When referee Clete Blakeman tossed the coin before the start of overtime in the NFC divisional playoff game between Green Bay and Arizona on Saturday night, it never actually flipped. Blakeman quickly picked up the coin and made sure this one went heads over tails in the air.

''The rule book does not specify when the coin must be re-tossed, but the referee used his judgment to determine that basic fairness dictated that the coin should flip for the toss to be valid,'' NFL spokesman Michael Signora said in an email to The Associated Press on Sunday. ''That is why he re-tossed the coin.''

Packers quarterback Aaron Rodgers called tails on the initial toss, which landed on the ground as heads - as the coin showed in Blakeman's hand before the failed flip.

After Blakeman told the teams the coin hadn't flipped, he stuck with Rodgers' tails call while he successfully flipped the coin a second time. After the game, Rodgers said he would have called heads on the second toss.

''A team gets one choice and only one choice to declare heads or tails,'' Signora told the AP.

The coin landed on heads again, giving the Cardinals the choice - and they elected to receive. Arizona won it 26-20 moments later on Larry Fitzgerald's 5-yard touchdown catch, two plays after his 75-yard reception.

It wasn't the only coin-related confusion of the day. Earlier Saturday in the AFC divisional playoff game between Kansas City and New England at Foxborough, Massachusetts, referee Craig Wrolstad flipped the coin and it was tails - which the Chiefs had called.

But, Wrolstad turned to the Patriots players and said, ''You win the toss.''

One of the Kansas City players then shouted that the Chiefs had called tails - and Wrolstad quickly corrected himself. Kansas City had, indeed, won the toss and deferred the opening kickoff.

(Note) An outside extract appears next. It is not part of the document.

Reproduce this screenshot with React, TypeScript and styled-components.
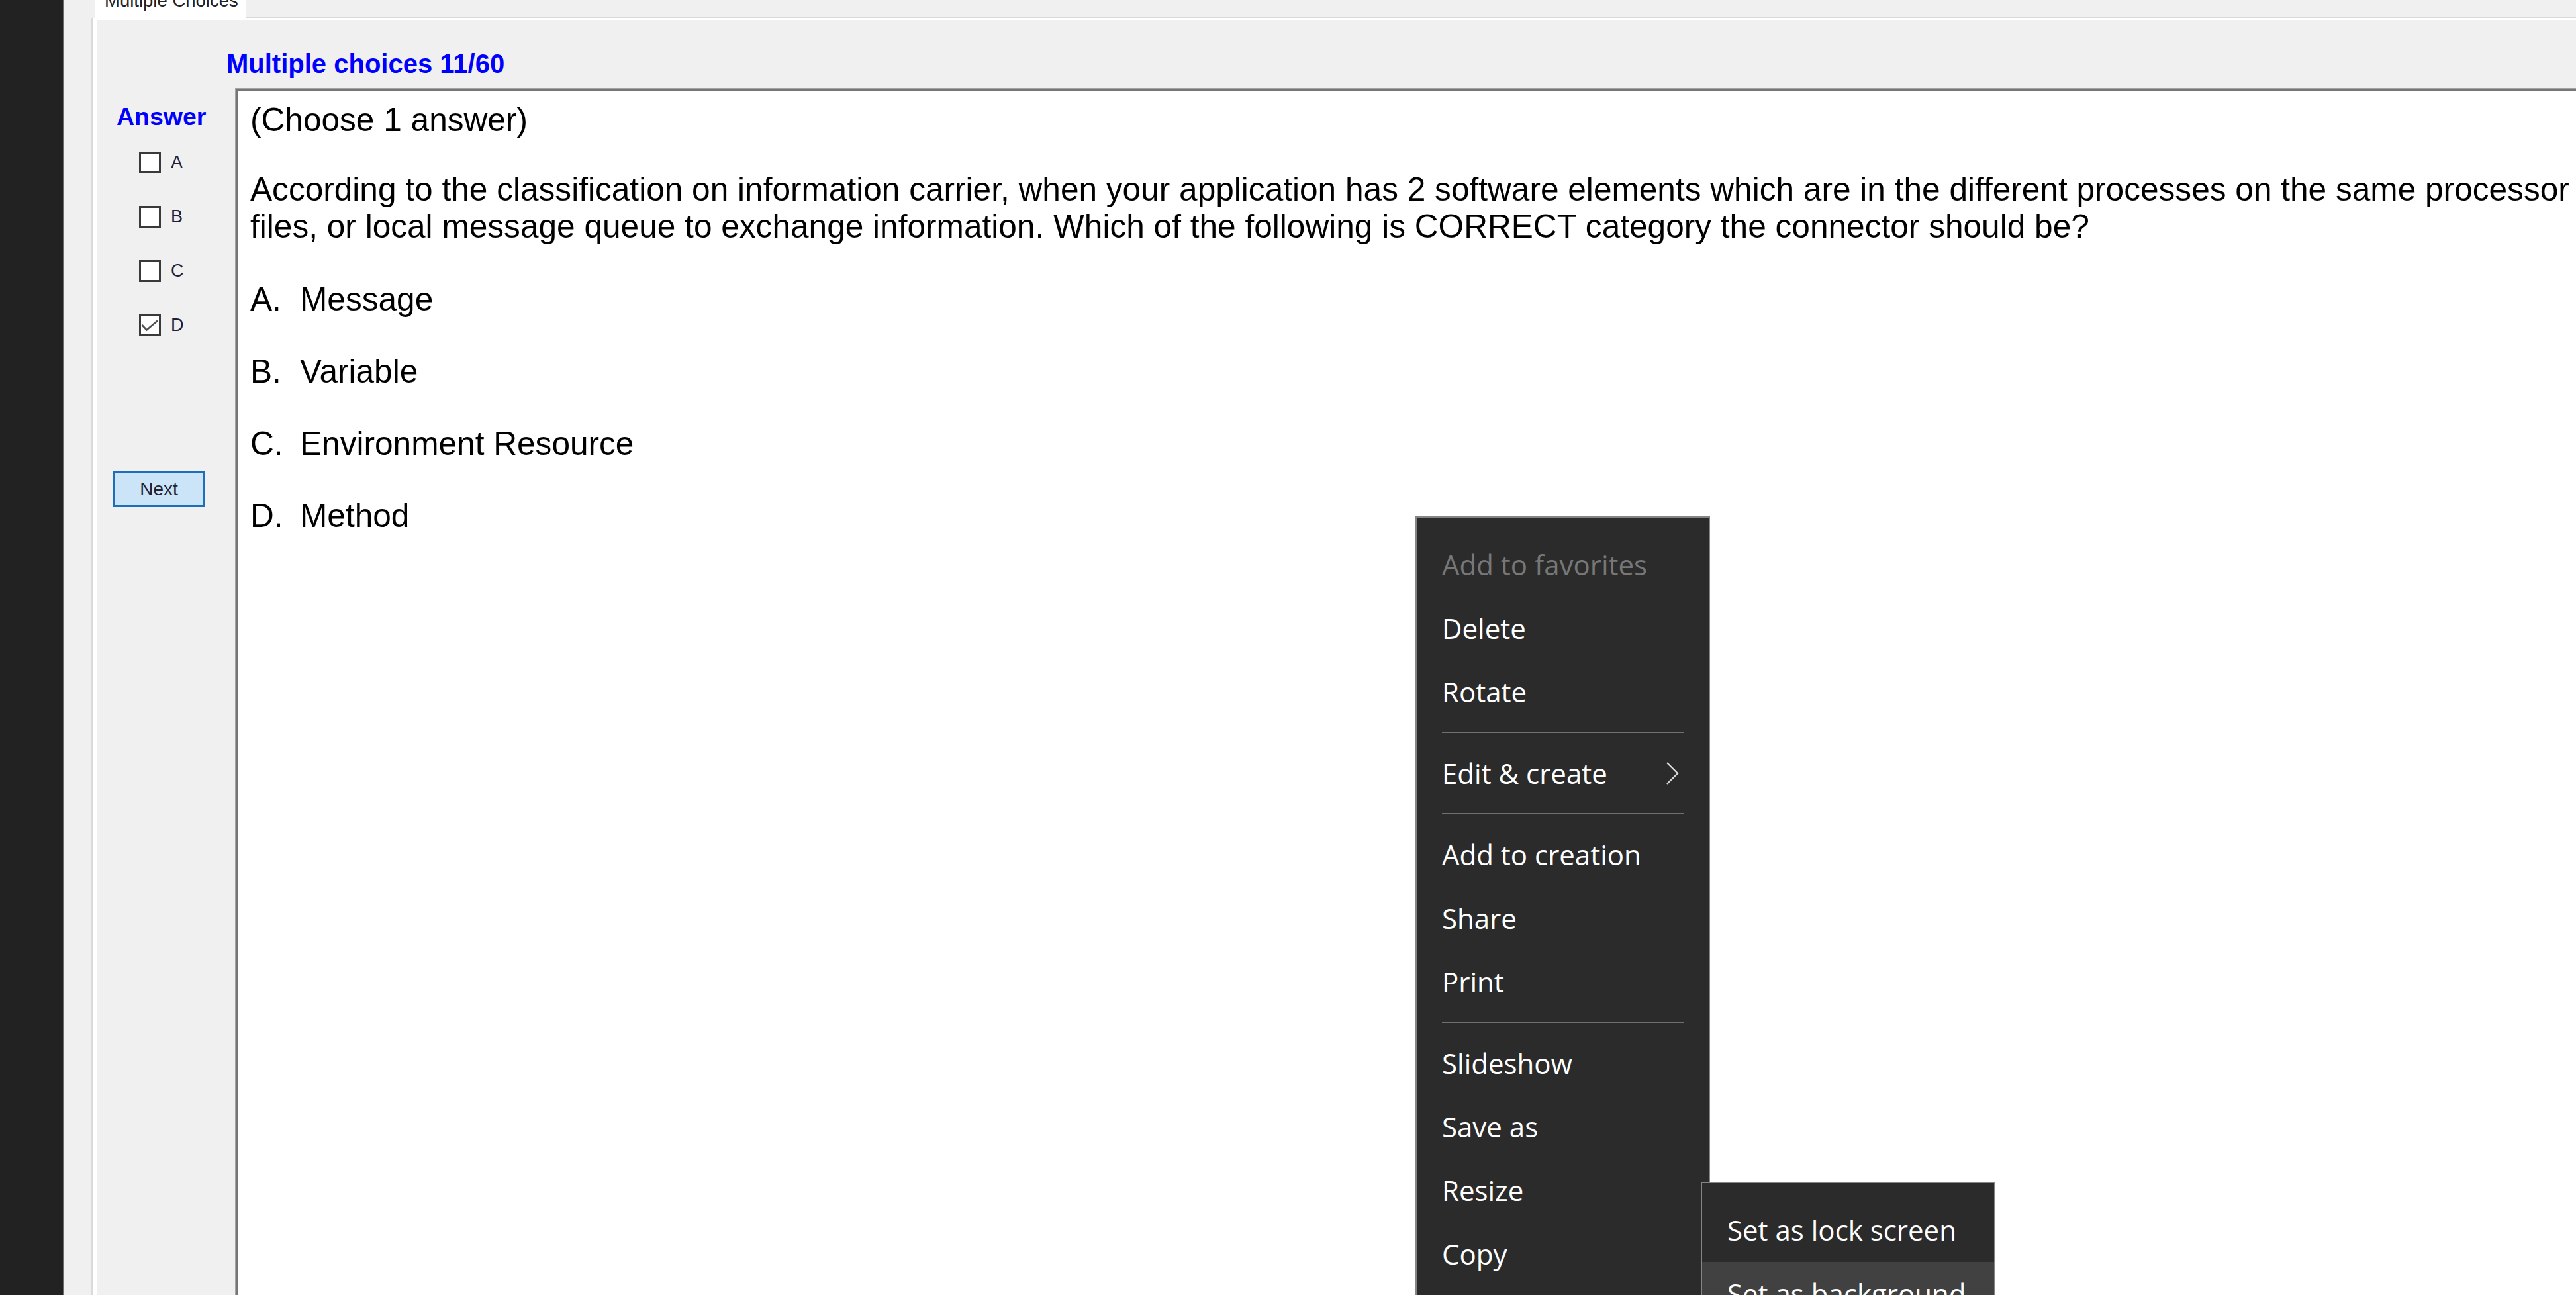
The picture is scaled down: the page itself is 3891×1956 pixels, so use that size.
import React from "react";
import styled, { createGlobalStyle } from "styled-components";

const Global = createGlobalStyle`
  html, body { margin: 0; padding: 0; background: #f0f0f0; }
  body { overflow: hidden; }
`;

const Screen = styled.div`
  position: relative;
  display: flex;
  width: 3891px;
  height: 1956px;
  overflow: hidden;
  background: #f0f0f0;
  font-family: "Liberation Sans", Arial, sans-serif;
`;

const DarkStrip = styled.div`
  flex: none;
  width: 95px;
  background: #222222;
  border-right: 1px solid #6b6b6b;
`;

const Window = styled.div`
  flex: 1;
  min-width: 0;
  display: flex;
  flex-direction: column;
  padding-left: 42px;
`;

const TabHeader = styled.div`
  flex: none;
  display: flex;
  height: 27px;
`;

const Tab = styled.div`
  flex: none;
  box-sizing: border-box;
  margin-left: 6px;
  width: 228px;
  height: 30px;
  padding-left: 14px;
  background: #ffffff;
  color: #222222;
  font-size: 27.5px;
  line-height: 30px;
  white-space: nowrap;
  position: relative;
  z-index: 1;
`;

const TabLabel = styled.span`
  display: block;
  margin-top: -14px;
`;

const TabFiller = styled.div`
  flex: 1;
  box-sizing: border-box;
  border-bottom: 2px solid #d9d9d9;
`;

const Panel = styled.div`
  flex: 1;
  display: flex;
  flex-direction: column;
  border-left: 2px solid #dadada;
`;

const PanelBody = styled.div`
  flex: 1;
  display: flex;
  flex-direction: column;
  border-left: 6px solid #ffffff;
  border-top: 3px solid #ffffff;
  padding-top: 44px;
`;

const Title = styled.div`
  padding-left: 196px;
  font-size: 40px;
  line-height: 44px;
  font-weight: bold;
  color: #0000ff;
  white-space: nowrap;
`;

const MainRow = styled.div`
  flex: 1;
  display: flex;
  margin-top: 15px;
`;

const LeftCol = styled.div`
  flex: none;
  width: 209px;
  display: flex;
  flex-direction: column;
`;

const AnswerTitle = styled.div`
  margin-top: 21px;
  padding-left: 30px;
  font-size: 37.5px;
  line-height: 44px;
  font-weight: bold;
  color: #0000ff;
`;

const ChoiceList = styled.div`
  display: flex;
  flex-direction: column;
  gap: 49px;
  margin-top: 31px;
  padding-left: 64px;
`;

const ChoiceRow = styled.div`
  display: flex;
  align-items: center;
  gap: 15px;
  height: 33px;
`;

const Box = styled.div`
  flex: none;
  box-sizing: border-box;
  width: 33px;
  height: 33px;
  border: 3px solid #3a3a3a;
  background: #ffffff;
  display: flex;
`;

const ChoiceLabel = styled.span`
  font-size: 27px;
  color: #1e1e3a;
`;

const NextButton = styled.div`
  box-sizing: border-box;
  margin-top: 204px;
  margin-left: 25px;
  width: 138px;
  height: 54px;
  display: flex;
  align-items: center;
  justify-content: center;
  background: #cce4f7;
  border: 3px solid #1c6fba;
  font-size: 28px;
  color: #222233;
`;

const ContentBox = styled.div`
  flex: 1;
  margin-right: -80px;
  margin-bottom: -80px;
  background: #ffffff;
  border: 2px solid #a3a3a3;
  box-shadow: inset 3px 3px 0 #767676;
  padding: 18px 0 0 21px;
  color: #000000;
  font-size: 49.6px;
  line-height: 56px;
  white-space: nowrap;
`;

const Line = styled.div``;

const Question = styled.div`
  margin-top: 49px;
`;

const Options = styled.div`
  display: flex;
  flex-direction: column;
  gap: 53px;
  margin-top: 54px;
`;

const Option = styled.div`
  display: flex;
`;

const OptionKey = styled.span`
  width: 75px;
  flex: none;
`;

const Menu = styled.div<{ $left: number; $top: number }>`
  position: absolute;
  left: ${(p) => p.$left}px;
  top: ${(p) => p.$top}px;
  bottom: -120px;
  width: 445px;
  box-sizing: border-box;
  background: #2b2b2b;
  border: 2px solid #858585;
  padding-top: 23px;
  font-family: "Open Sans", "Noto Sans", sans-serif;
  font-size: 42px;
  z-index: 5;
`;

const MenuItem = styled.div<{ $disabled?: boolean; $active?: boolean }>`
  display: flex;
  align-items: center;
  justify-content: space-between;
  height: 96px;
  line-height: 96px;
  padding: 0 45px 0 38px;
  white-space: nowrap;
  color: ${(p) => (p.$disabled ? "#777777" : "#ffffff")};
  background: ${(p) => (p.$active ? "#414141" : "transparent")};
`;

const Separator = styled.div`
  height: 2px;
  margin: 12px 37px 13px 38px;
  background: #707070;
`;

const Chevron = () => (
  <svg width="20" height="36" viewBox="0 0 20 36">
    <polyline points="2,2 18,18 2,34" fill="none" stroke="#d8d8d8" strokeWidth="2.4" />
  </svg>
);

const Check = () => (
  <svg width="27" height="27" viewBox="0 0 27 27">
    <polyline points="1.5,13 8.5,20.5 25,6.5" fill="none" stroke="#505050" strokeWidth="2.6" />
  </svg>
);

const choices = [
  { key: "A", checked: false },
  { key: "B", checked: false },
  { key: "C", checked: false },
  { key: "D", checked: true },
];

const options = [
  { key: "A.", text: "Message" },
  { key: "B.", text: "Variable" },
  { key: "C.", text: "Environment Resource" },
  { key: "D.", text: "Method" },
];

export default function App() {
  return (
    <>
      <Global />
      <Screen>
        <DarkStrip />
        <Window>
          <TabHeader>
            <Tab>
              <TabLabel>Multiple Choices</TabLabel>
            </Tab>
            <TabFiller />
          </TabHeader>
          <Panel>
            <PanelBody>
              <Title>Multiple choices 11/60</Title>
              <MainRow>
                <LeftCol>
                  <AnswerTitle>Answer</AnswerTitle>
                  <ChoiceList>
                    {choices.map((c) => (
                      <ChoiceRow key={c.key}>
                        <Box>{c.checked && <Check />}</Box>
                        <ChoiceLabel>{c.key}</ChoiceLabel>
                      </ChoiceRow>
                    ))}
                  </ChoiceList>
                  <NextButton>Next</NextButton>
                </LeftCol>
                <ContentBox>
                  <Line>(Choose 1 answer)</Line>
                  <Question>
                    <Line>
                      According to the classification on information carrier, when your application has 2 software
                      elements which are in the different processes on the same processor and
                    </Line>
                    <Line>
                      files, or local message queue to exchange information. Which of the following is CORRECT
                      category the connector should be?
                    </Line>
                  </Question>
                  <Options>
                    {options.map((o) => (
                      <Option key={o.key}>
                        <OptionKey>{o.key}</OptionKey>
                        <span>{o.text}</span>
                      </Option>
                    ))}
                  </Options>
                </ContentBox>
              </MainRow>
            </PanelBody>
          </Panel>
        </Window>

        <Menu $left={2138} $top={780}>
          <MenuItem $disabled>Add to favorites</MenuItem>
          <MenuItem>Delete</MenuItem>
          <MenuItem>Rotate</MenuItem>
          <Separator />
          <MenuItem>
            <span>Edit &amp; create</span>
            <Chevron />
          </MenuItem>
          <Separator />
          <MenuItem>Add to creation</MenuItem>
          <MenuItem>Share</MenuItem>
          <MenuItem>Print</MenuItem>
          <Separator />
          <MenuItem>Slideshow</MenuItem>
          <MenuItem>Save as</MenuItem>
          <MenuItem>Resize</MenuItem>
          <MenuItem>Copy</MenuItem>
        </Menu>

        <Menu $left={2569} $top={1785}>
          <MenuItem>Set as lock screen</MenuItem>
          <MenuItem $active>Set as background</MenuItem>
        </Menu>
      </Screen>
    </>
  );
}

Blakeman has also dealt with a previous coin flip-related controversy. In Week 16, when New England lost to the New York Jets 26-20 in overtime, Patriots coach Bill Belichick told his team to kick if it won the coin toss, which it did. There was confusion, though, when Patriots wide receiver Matthew Slater thought New England could choose the direction in which the team could kick.